Over the same five-year period, economic activity in the UK has grown by a paltry 3pc. With only a 4pc increase in France, momentum is scarcely better than in the UK. But both are in less bad shape than Germany. Hampered by a massive wave of de-industrialisation, Europe’s biggest economy has not managed any overall growth since late 2019.

Over the past three years, the US has defied worries that a slump may be imminent – most notably during 2022 and 2023 as the US Federal Reserve aggressively tightened the monetary screws to curb surging inflation.

After consistently surprising to the upside, the risk of a US recession is low on financial markets’ list of concerns.

So maybe now is the time to be worried. When confidence exceeds fundamentals, the risk of downside surprises increases.

Of course, it does not necessarily follow that a period of fast growth needs to give way to a slump. But a close examination of fundamentals suggests some cause for concern.

Last year, US federal government borrowing reached close to 7pc of GDP while the unemployment rate was around 4pc. In the US’s entire post-Second World War history, there has never seen such a large differential between government borrowing and the unemployment rate.

Recessionary levels of borrowing at full employment are helping to pump up domestic economic activity and fuel a bubble in stocks. Driven by the exceptional performance of top tech companies like Apple and Tesla, US market capitalisation has grown from 150pc of GDP in 2019 to a massive 210pc.

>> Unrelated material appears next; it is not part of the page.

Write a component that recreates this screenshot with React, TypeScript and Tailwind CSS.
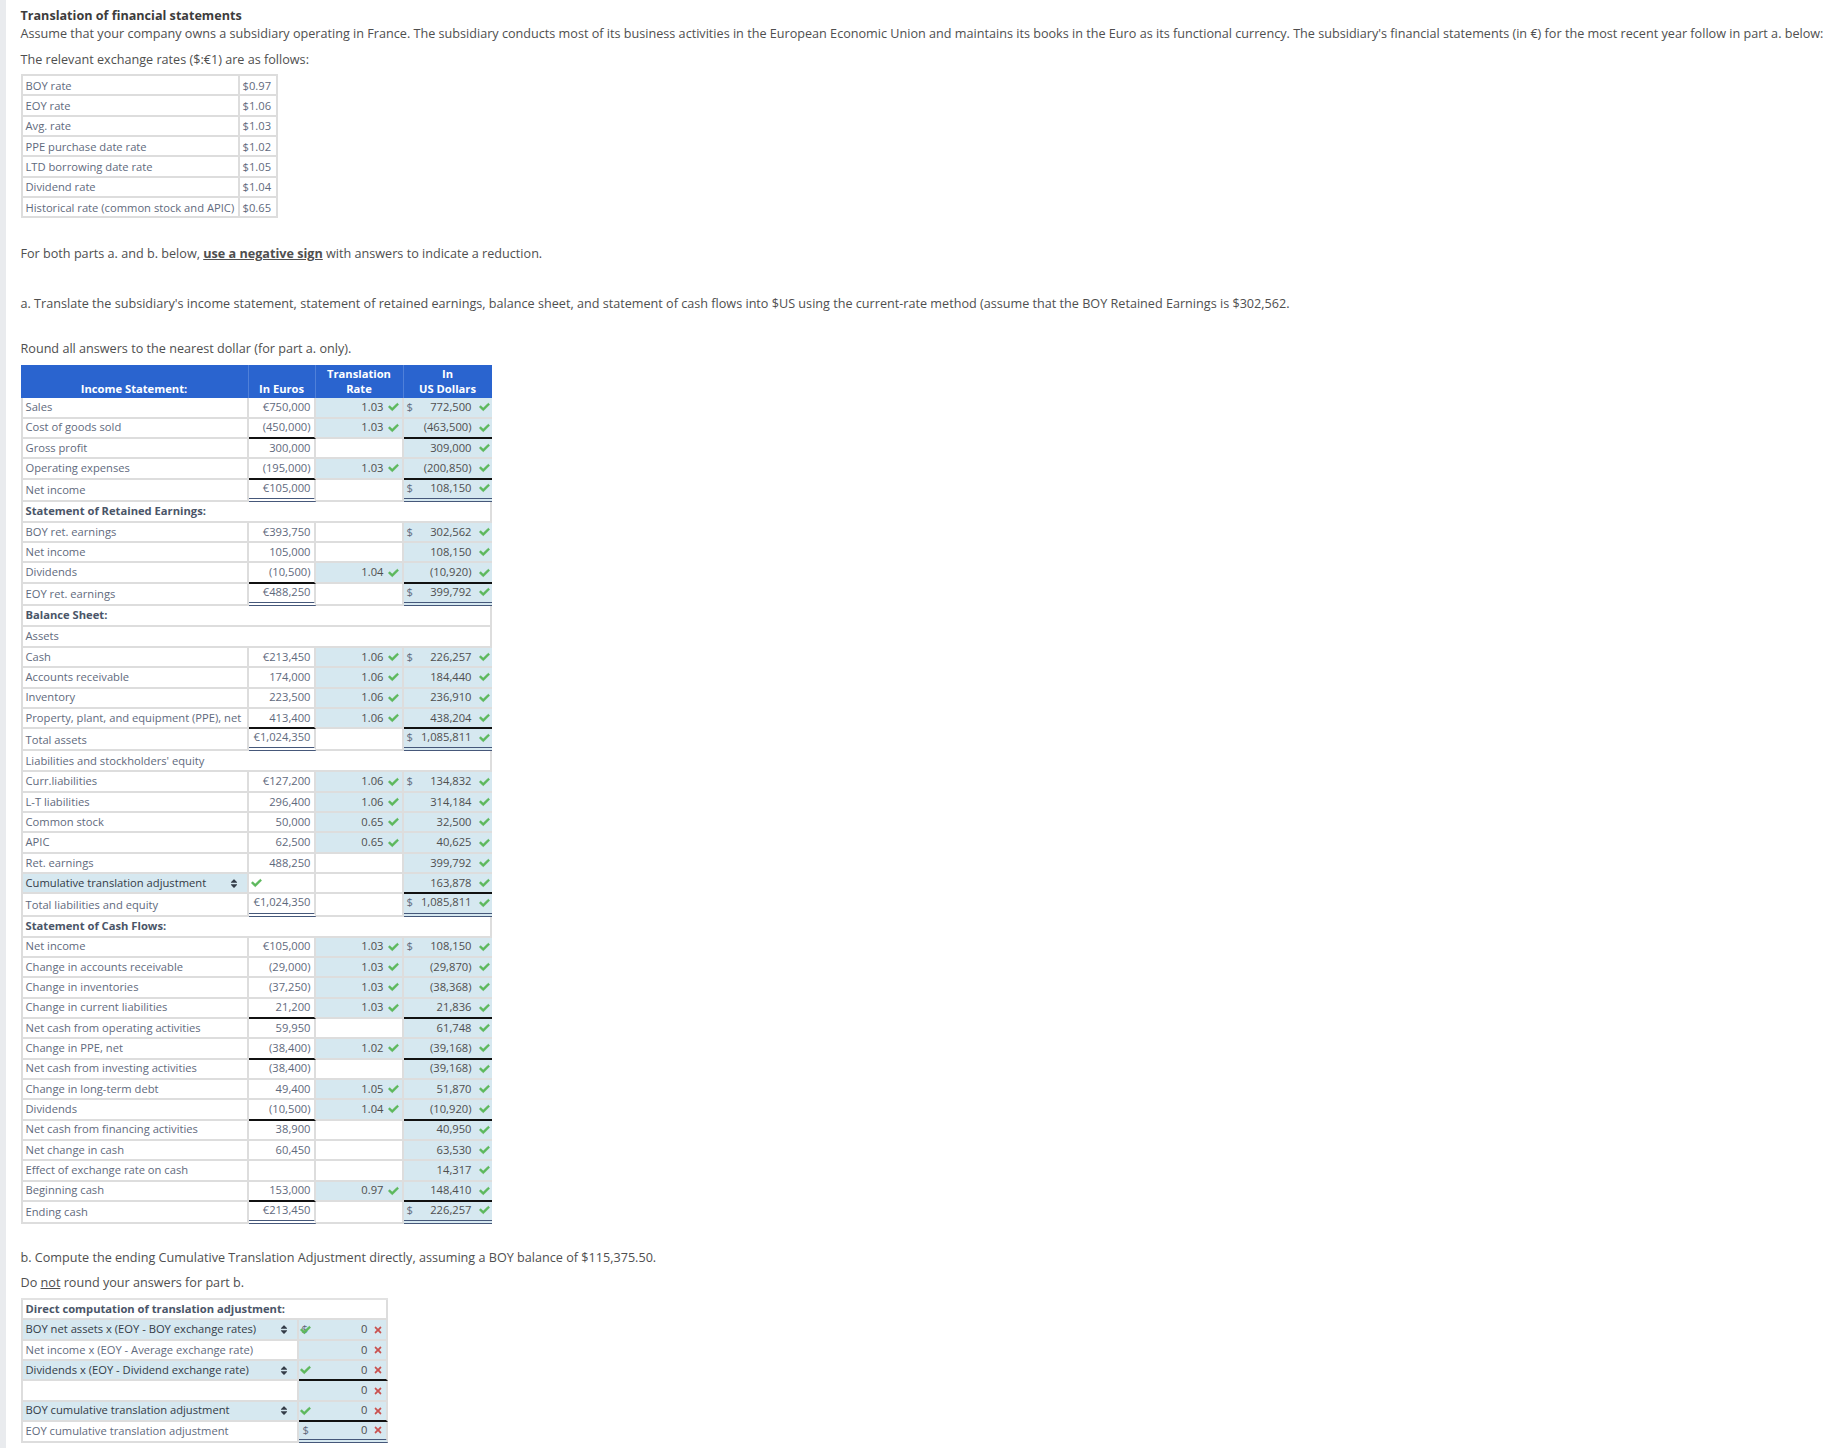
import { FaCheck, FaSort, FaTimes } from 'react-icons/fa'

type Row = {
  label: string
  kind?: 'normal' | 'total' | 'section'
  bold?: boolean
  select?: boolean
  euro?: string
  rate?: string
  dollar?: boolean
  usd?: string
  line?: boolean // black rule under the numbers of this row
  lineUsdOnly?: boolean
  euroCheck?: boolean
}

const rates = [
  ['BOY rate', '$0.97'],
  ['EOY rate', '$1.06'],
  ['Avg. rate', '$1.03'],
  ['PPE purchase date rate', '$1.02'],
  ['LTD borrowing date rate', '$1.05'],
  ['Dividend rate', '$1.04'],
  ['Historical rate (common stock and APIC)', '$0.65'],
]

const rows: Row[] = [
  { label: 'Sales', euro: '€750,000', rate: '1.03', dollar: true, usd: '772,500' },
  { label: 'Cost of goods sold', euro: '(450,000)', rate: '1.03', usd: '(463,500)', line: true },
  { label: 'Gross profit', euro: '300,000', usd: '309,000' },
  { label: 'Operating expenses', euro: '(195,000)', rate: '1.03', usd: '(200,850)', line: true },
  { label: 'Net income', kind: 'total', euro: '€105,000', dollar: true, usd: '108,150' },
  { label: 'Statement of Retained Earnings:', kind: 'section', bold: true },
  { label: 'BOY ret. earnings', euro: '€393,750', dollar: true, usd: '302,562' },
  { label: 'Net income', euro: '105,000', usd: '108,150' },
  { label: 'Dividends', euro: '(10,500)', rate: '1.04', usd: '(10,920)', line: true },
  { label: 'EOY ret. earnings', kind: 'total', euro: '€488,250', dollar: true, usd: '399,792' },
  { label: 'Balance Sheet:', kind: 'section', bold: true },
  { label: 'Assets', kind: 'section' },
  { label: 'Cash', euro: '€213,450', rate: '1.06', dollar: true, usd: '226,257' },
  { label: 'Accounts receivable', euro: '174,000', rate: '1.06', usd: '184,440' },
  { label: 'Inventory', euro: '223,500', rate: '1.06', usd: '236,910' },
  { label: 'Property, plant, and equipment (PPE), net', euro: '413,400', rate: '1.06', usd: '438,204', line: true },
  { label: 'Total assets', kind: 'total', euro: '€1,024,350', dollar: true, usd: '1,085,811' },
  { label: "Liabilities and stockholders' equity", kind: 'section' },
  { label: 'Curr.liabilities', euro: '€127,200', rate: '1.06', dollar: true, usd: '134,832' },
  { label: 'L-T liabilities', euro: '296,400', rate: '1.06', usd: '314,184' },
  { label: 'Common stock', euro: '50,000', rate: '0.65', usd: '32,500' },
  { label: 'APIC', euro: '62,500', rate: '0.65', usd: '40,625' },
  { label: 'Ret. earnings', euro: '488,250', usd: '399,792' },
  { label: 'Cumulative translation adjustment', select: true, euroCheck: true, usd: '163,878', lineUsdOnly: true },
  { label: 'Total liabilities and equity', kind: 'total', euro: '€1,024,350', dollar: true, usd: '1,085,811' },
  { label: 'Statement of Cash Flows:', kind: 'section', bold: true },
  { label: 'Net income', euro: '€105,000', rate: '1.03', dollar: true, usd: '108,150' },
  { label: 'Change in accounts receivable', euro: '(29,000)', rate: '1.03', usd: '(29,870)' },
  { label: 'Change in inventories', euro: '(37,250)', rate: '1.03', usd: '(38,368)' },
  { label: 'Change in current liabilities', euro: '21,200', rate: '1.03', usd: '21,836', line: true },
  { label: 'Net cash from operating activities', euro: '59,950', usd: '61,748' },
  { label: 'Change in PPE, net', euro: '(38,400)', rate: '1.02', usd: '(39,168)', line: true },
  { label: 'Net cash from investing activities', euro: '(38,400)', usd: '(39,168)' },
  { label: 'Change in long-term debt', euro: '49,400', rate: '1.05', usd: '51,870' },
  { label: 'Dividends', euro: '(10,500)', rate: '1.04', usd: '(10,920)', line: true },
  { label: 'Net cash from financing activities', euro: '38,900', usd: '40,950' },
  { label: 'Net change in cash', euro: '60,450', usd: '63,530' },
  { label: 'Effect of exchange rate on cash', usd: '14,317' },
  { label: 'Beginning cash', euro: '153,000', rate: '0.97', usd: '148,410', line: true },
  { label: 'Ending cash', kind: 'total', euro: '€213,450', dollar: true, usd: '226,257' },
]

const direct = [
  { label: 'BOY net assets x (EOY - BOY exchange rates)', select: true, mark: 'both' },
  { label: 'Net income x (EOY - Average exchange rate)' },
  { label: 'Dividends x (EOY - Dividend exchange rate)', select: true, mark: 'check', line: true },
  { label: '' },
  { label: 'BOY cumulative translation adjustment', select: true, mark: 'check', line: true },
  { label: 'EOY cumulative translation adjustment', mark: 'dollar', total: true },
]

const doubleRule = 'border-b-[4px] [border-bottom-style:double] border-b-[#46587a]'
const blackRule = 'border-b-2 border-b-[#111111]'
const greyRule = 'border-b-2 border-b-[#dddddd]'

function Check({ className = '' }: { className?: string }) {
  return <FaCheck className={`w-[11px] h-[10px] shrink-0 text-[#5cb85c] stroke-current stroke-[30] ${className}`} />
}

export default function App() {
  return (
    <div className="flex min-h-[1448px] w-[1828px] overflow-hidden bg-white font-['Open_Sans',sans-serif] text-[12.63px] text-[#4f4f4f]">
      <div className="w-[6px] shrink-0 bg-[#e9ebee]" />
      <main className="pl-[14.5px] pt-[6px] whitespace-nowrap">
        <h1 className="h-[19px] text-[12.6px] leading-[19px] font-bold text-[#3c3c3c]">Translation of financial statements</h1>
        <p className="h-[18px] leading-[18px]">
          Assume that your company owns a subsidiary operating in France. The subsidiary conducts most of its business activities in the European Economic Union and maintains its books in the Euro as its functional currency. The subsidiary's financial statements (in €) for the most recent year follow in part a. below:
        </p>
        <p className="mt-[8px] h-[18px] leading-[18px]">The relevant exchange rates ($:€1) are as follows:</p>

        <table className="mt-[5px] table-fixed w-[255px] border-separate border-spacing-0 text-[11.2px] text-[#5f6a7d] border-t-2 border-l-2 border-[#dddddd]">
          <colgroup>
            <col className="w-[217px]" />
            <col className="w-[38px]" />
          </colgroup>
          <tbody>
            {rates.map(([name, value]) => (
              <tr key={name} className="h-[20.33px]">
                <td className="px-[3px] py-0 border-r-2 border-b-2 border-[#dddddd] leading-none">{name}</td>
                <td className="px-[3px] py-0 border-r-2 border-b-2 border-[#dddddd] leading-none">{value}</td>
              </tr>
            ))}
          </tbody>
        </table>

        <p className="mt-[27px] h-[18px] leading-[18px]">
          For both parts a. and b. below, <span className="font-bold underline">use a negative sign</span> with answers to indicate a reduction.
        </p>
        <p className="mt-[32px] h-[18px] leading-[18px]">
          a. Translate the subsidiary's income statement, statement of retained earnings, balance sheet, and statement of cash flows into $US using the current-rate method (assume that the BOY Retained Earnings is $302,562.
        </p>
        <p className="mt-[27px] h-[18px] leading-[18px]">Round all answers to the nearest dollar (for part a. only).</p>

        {/* Main translation worksheet */}
        <table className="mt-[7px] table-fixed w-[471px] border-separate border-spacing-0 text-[11.2px] text-[#5f6a7d]">
          <colgroup>
            <col className="w-[228px]" />
            <col className="w-[67px]" />
            <col className="w-[88px]" />
            <col className="w-[88px]" />
          </colgroup>
          <thead>
            <tr className="h-[33px] bg-[#2a64cf] text-white text-[11.2px] font-bold leading-[15px] text-center">
              <th className="align-bottom pb-[2px] border-r border-[#4f80d9]">Income Statement:</th>
              <th className="align-bottom pb-[2px] border-r border-[#4f80d9]">In Euros</th>
              <th className="align-bottom pb-[2px] border-r border-[#4f80d9]">Translation<br />Rate</th>
              <th className="align-bottom pb-[2px]">In<br />US Dollars</th>
            </tr>
          </thead>
          <tbody>
            {rows.map((row, i) => (
              <WorkRow key={i} row={row} />
            ))}
          </tbody>
        </table>

        <p className="mt-[25px] h-[18px] leading-[18px]">
          b. Compute the ending Cumulative Translation Adjustment directly, assuming a BOY balance of $115,375.50.
        </p>
        <p className="mt-[7px] h-[18px] leading-[18px]">
          Do <span className="underline">not</span> round your answers for part b.
        </p>

        {/* Direct computation */}
        <table className="mt-[6px] table-fixed w-[367px] border-separate border-spacing-0 text-[11.2px] text-[#5f6a7d] border-t-2 border-[#e2e2e2]">
          <colgroup>
            <col className="w-[278px]" />
            <col className="w-[89px]" />
          </colgroup>
          <tbody>
            <tr className="h-[20.33px]">
              <td colSpan={2} className="px-[3px] border-l-2 border-r-2 border-b-2 border-[#dddddd] font-bold text-[#4a5568]">
                Direct computation of translation adjustment:
              </td>
            </tr>
            {direct.map((row, i) => (
              <tr key={i} className="h-[20.33px]">
                <td className={`px-[3px] border-l-2 border-r-2 border-b-2 border-[#dddddd] ${row.select ? 'bg-[#d6e8f0] text-[#333b47]' : ''}`}>
                  <div className="flex items-center justify-between pr-[5px]">
                    <span>{row.label}</span>
                    {row.select && <FaSort className="w-[10px] h-[11px] text-[#333b47]" />}
                  </div>
                </td>
                <td className={`bg-[#d6e8f0] border-r-2 border-r-[#dddddd] ${row.total ? doubleRule : row.line ? blackRule : greyRule}`}>
                  <div className="relative flex items-center justify-end gap-[5px] pr-[3px] text-[#4f4f4f]">
                    {row.mark === 'dollar' && <span className="absolute left-[4px] text-[#5f6a7d]">$</span>}
                    {row.mark === 'both' && <span className="absolute left-[3px] text-[#5f6a7d]">$</span>}
                    {(row.mark === 'check' || row.mark === 'both') && <Check className="absolute left-[1px]" />}
                    <span>0</span>
                    <FaTimes className="w-[10px] h-[10px] text-[#c9514f]" />
                  </div>
                </td>
              </tr>
            ))}
          </tbody>
        </table>
      </main>
    </div>
  )
}

function WorkRow({ row }: { row: Row }) {
  const edge = 'border-r-2 border-r-[#dddddd] p-0'
  const height = row.kind === 'total' ? 'h-[22.2px]' : row.kind === 'section' ? 'h-[21px]' : 'h-[20.33px]'

  if (row.kind === 'section') {
    return (
      <tr className={height}>
        <td colSpan={4} className={`${edge} ${greyRule} border-l-2 border-l-[#dddddd] px-[3px] ${row.bold ? 'font-bold text-[#4a5568]' : ''}`}>
          {row.label}
        </td>
      </tr>
    )
  }

  const isTotal = row.kind === 'total'
  const rule = isTotal ? doubleRule : row.line ? blackRule : greyRule

  return (
    <tr className={height}>
      <td className={`${edge} ${greyRule} border-l-2 border-l-[#dddddd] px-[3px] ${isTotal ? 'align-bottom pb-[1px]' : ''} ${row.select ? 'bg-[#d6e8f0] text-[#333b47]' : ''}`}>
        <div className="flex items-center justify-between pr-[5px]">
          <span>{row.label}</span>
          {row.select && <FaSort className="w-[10px] h-[11px]" />}
        </div>
      </td>
      <td className={`${edge} text-right pr-[3px] ${row.euroCheck ? greyRule : rule} ${isTotal ? 'align-top' : ''}`}>
        {row.euroCheck ? <Check className="ml-[2px]" /> : row.euro}
      </td>
      <td className={`${edge} ${greyRule} ${row.rate ? 'bg-[#d6e8f0]' : ''}`}>
        {row.rate && (
          <div className="flex items-center justify-end gap-[4px] pr-[3px] text-[#4f4f4f]">
            <span>{row.rate}</span>
            <Check />
          </div>
        )}
      </td>
      <td className={`bg-[#d6e8f0] p-0 ${row.lineUsdOnly ? blackRule : rule} ${isTotal ? 'align-top' : ''}`}>
        <div className="relative flex items-center justify-end gap-[7px] pr-[2px] text-[#4f4f4f]">
          {row.dollar && <span className="absolute left-[3px] text-[#5f6a7d]">$</span>}
          <span>{row.usd}</span>
          <Check />
        </div>
      </td>
    </tr>
  )
}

As surging stocks push US household net worth to an all-time high, consumers are spending almost every dollar they earn. In 2024, the US household savings rate declined from 5.5pc to 3.8pc. From 2010 to 2019 the saving rate averaged 6.1pc.

Rapid US growth is underpinned a self-reinforcing cycle of massive government borrowing, rising stock prices, and increased consumer spending.

Between the fourth quarter of 2019 and the same period of 2024, personal consumption jumped by 15pc, government spending increased by 9pc, and intellectual property investment gained an enormous 38pc.

In contrast, exports of goods and services rose just 6pc, housing investment expanded by a meagre 3pc, and industrial production barely grew at all. In the parts of the US economy that are weak, performance is almost as bad as in Europe.